技術系アウトソーシング事業などを手がけるトライアロー株式会社(東京都港区)は、廃棄物処理・リサイクル事業を行う株式会社HARITA(富山県高岡市)と共同で、廃棄物処理工程における危険物の自動検知システムの開発に着手したことが明らかになった。AIによる画像認識を活用し、爆発や設備損傷の恐れがある物体を自動検出することで、処理現場の安全確保と作業効率の向上を目指す。
本取り組みの第一フェーズでは、ヤードやコンベア上を搬送する廃棄物に含まれる「一斗缶」「携行缶」「ガスボンベ」「塊状物」などをAIで検知する検証を進める。トライアローがシステム開発を担い、HARITAが現場データを提供する。業界で深刻化する人手不足や安全リスクへの対応を進める狙いがある。
AIと映像解析で危険物を自動検知
トライアローは産業廃棄物に特化したデータセットプラットフォームを独自に構築し、HARITAから収集した画像・映像データを用いてAIの精度を検証する。AIモデルは物体検出アルゴリズムを基盤とし、形状や色、質感などの特徴を学習。粉塵が舞う環境や背景が複雑な廃棄物ラインでも識別できるように設計する。同社が長年培ってきた産業設備の導入・保守ノウハウを生かし、安全性と操業効率の両立を図る取り組みだ。
AI検知によって現場作業員の目視確認を減らし、処理ラインの停止リスクを抑える効果が見込まれる。双方の連携により、実施工場の画像環境に近い条件で検証を重ねることで、実装後の精度向上と運用負荷の低減を目指す構えだ。
人手不足と災害廃棄物対応が背景
背景には、廃棄物処理業界全体で続く人材不足と安全管理の高度化がある。処理ラインでは異物混入や発火物投入などによる事故リスクが課題となっており、従来は作業員が目視で危険物を除去していた。AI化により検知作業を自動化し、被災時の復旧対応でも効率的な処理が可能になる。

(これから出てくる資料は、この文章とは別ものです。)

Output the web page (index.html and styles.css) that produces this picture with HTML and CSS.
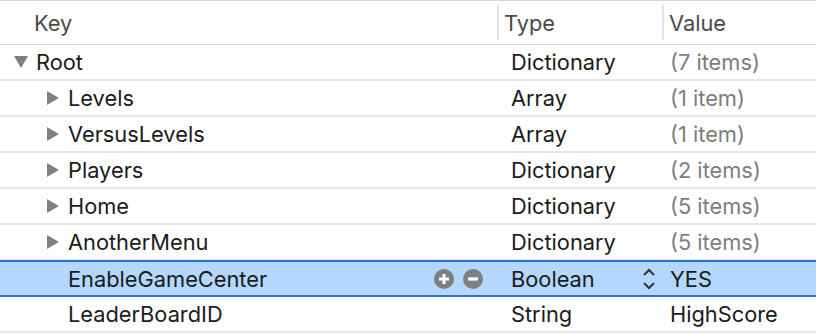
FILE: index.html
```html
<!DOCTYPE html>
<html lang="en">
<head>
  <meta charset="UTF-8">
  <title>Info.plist</title>
  <link rel="stylesheet" href="styles.css">
</head>
<body>

  <div class="plist">
    <div class="linha cabecalho">
      <div class="celula chave"><span class="titulo">Key</span></div>
      <div class="celula tipo"><span class="titulo">Type</span></div>
      <div class="celula valor"><span class="titulo">Value</span></div>
    </div>

    <div class="linha">
      <div class="celula chave nivel0"><span class="seta aberta"></span>Root</div>
      <div class="celula tipo">Dictionary</div>
      <div class="celula valor cinza">(7 items)</div>
    </div>

    <div class="linha">
      <div class="celula chave nivel1"><span class="seta"></span>Levels</div>
      <div class="celula tipo">Array</div>
      <div class="celula valor cinza">(1 item)</div>
    </div>

    <div class="linha">
      <div class="celula chave nivel1"><span class="seta"></span>VersusLevels</div>
      <div class="celula tipo">Array</div>
      <div class="celula valor cinza">(1 item)</div>
    </div>

    <div class="linha">
      <div class="celula chave nivel1"><span class="seta"></span>Players</div>
      <div class="celula tipo">Dictionary</div>
      <div class="celula valor cinza">(2 items)</div>
    </div>

    <div class="linha">
      <div class="celula chave nivel1"><span class="seta"></span>Home</div>
      <div class="celula tipo">Dictionary</div>
      <div class="celula valor cinza">(5 items)</div>
    </div>

    <div class="linha">
      <div class="celula chave nivel1"><span class="seta"></span>AnotherMenu</div>
      <div class="celula tipo">Dictionary</div>
      <div class="celula valor cinza">(5 items)</div>
    </div>

    <div class="linha selecionada">
      <div class="celula chave nivel1">
        <span class="seta vazia"></span>EnableGameCenter
        <span class="botoes">
          <svg width="20" height="20" viewBox="0 0 20 20"><circle cx="10" cy="10" r="10" fill="#7f7f7f"/><path d="M10 5v10M5 10h10" stroke="#fff" stroke-width="3.2"/></svg>
          <svg width="20" height="20" viewBox="0 0 20 20"><circle cx="10" cy="10" r="10" fill="#7f7f7f"/><path d="M5 10h10" stroke="#fff" stroke-width="3.2"/></svg>
        </span>
      </div>
      <div class="celula tipo">
        Boolean
        <svg class="stepper" width="14" height="24" viewBox="0 0 14 24"><path d="M2 8l5-5 5 5M2 16l5 5 5-5" fill="none" stroke="#333" stroke-width="2"/></svg>
      </div>
      <div class="celula valor">YES</div>
    </div>

    <div class="linha">
      <div class="celula chave nivel1"><span class="seta vazia"></span>LeaderBoardID</div>
      <div class="celula tipo">String</div>
      <div class="celula valor">HighScore</div>
    </div>
  </div>

</body>
</html>
```

FILE: styles.css
```css
* {
  box-sizing: border-box;
}

body {
  margin: 0;
  background: #fff;
  font-family: Inter, 'Open Sans', sans-serif;
  font-size: 21.8px;
  color: #1b1b1b;
}

.plist {
  border-top: 1px solid #d8d8d8;
}

.linha {
  display: grid;
  grid-template-columns: 497px 165px 1fr;
  height: 36px;
  border-bottom: 2px solid #e6e6e6;
}

.cabecalho {
  height: 44px;
  border-bottom: 1px solid #d4d4d4;
  color: #4a4a4a;
}

.celula {
  display: flex;
  align-items: center;
  white-space: nowrap;
}

.cabecalho .celula {
  padding: 4px 0;
}

.cabecalho .chave { padding-left: 34px; }

.cabecalho .tipo,
.cabecalho .valor {
  padding-left: 0;
}

.titulo {
  display: flex;
  align-items: center;
  height: 100%;
}

.cabecalho .tipo .titulo,
.cabecalho .valor .titulo {
  border-left: 2px solid #e4e4e4;
  padding-left: 5px;
}

.tipo { padding-left: 14px; padding-right: 6px; justify-content: space-between; }
.valor { padding-left: 8px; }

.cinza { color: #7d7d7d; }

.nivel0 { padding-left: 14px; }
.nivel1 { padding-left: 47px; padding-right: 14px; }

.seta {
  width: 0;
  height: 0;
  margin-right: 9px;
  border-top: 7px solid transparent;
  border-bottom: 7px solid transparent;
  border-left: 12px solid #808080;
}

.seta.aberta {
  margin-right: 8px;
  border-left: 7px solid transparent;
  border-right: 7px solid transparent;
  border-top: 12px solid #808080;
  border-bottom: 0;
}

.seta.vazia {
  border-left-color: transparent;
}

.botoes {
  margin-left: auto;
  display: flex;
  gap: 9px;
}

.botoes svg { display: block; }

.selecionada {
  height: 37px;
  background: #b4d7fe;
  border-top: 2px solid #2a6fce;
  border-bottom: 2px solid #2a6fce;
  margin-top: -1px;
}

.stepper { display: block; }
```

自然災害の頻発により、一時的に大量の廃棄物が発生し、迅速な対処体制の構築が求められている。災害時に処理が遅れると、環境汚染や二次火災などのリスクが高まるため、AIシステムによる検知・分別が社会的課題の解消につながるとみられている。トライアローは今回の開発を、災害対応を含む広範な安全管理体制の支援基盤と位置づけている。
リチウムイオン電池も検知対象に
近年、廃棄物中に適切に分別されないまま混入するリチウムイオン電池が増えている。同電池は発火リスクが高く、火災要因として社会問題化しつつある。トライアローでは、将来的にリチウムイオン電池を特定できる検知機能の開発も視野に入れており、今後順次アルゴリズムの拡張を進める方針だ。
この取り組みは、AI処理技術を現場の安全管理に適用する先行事例の一つとなる。業界関係者の間では、設備損壊や操業停止リスクを軽減する仕組みとして波及する可能性が高いとみられている。
廃棄物処理の効率化と安全確保が焦点
トライアローは今後も国内廃棄物処理業の現場を中心に実証を進め、AI検知技術を段階的に最適化する構えだ。HARITAとの協働は継続的な検証体制の確保を目的としており、実運用を見据えた改良を図る。業界では安全性と効率を両立するシステム導入が急務とされており、AI活用による危険物検知の実装が具体的な対策の一つに位置づけられる。
今回の動きは、AIとリサイクル技術を融合させた安全管理の実践例として、今後の廃棄物処理現場全体の効率化に向けた流れの一端を示すものとなる。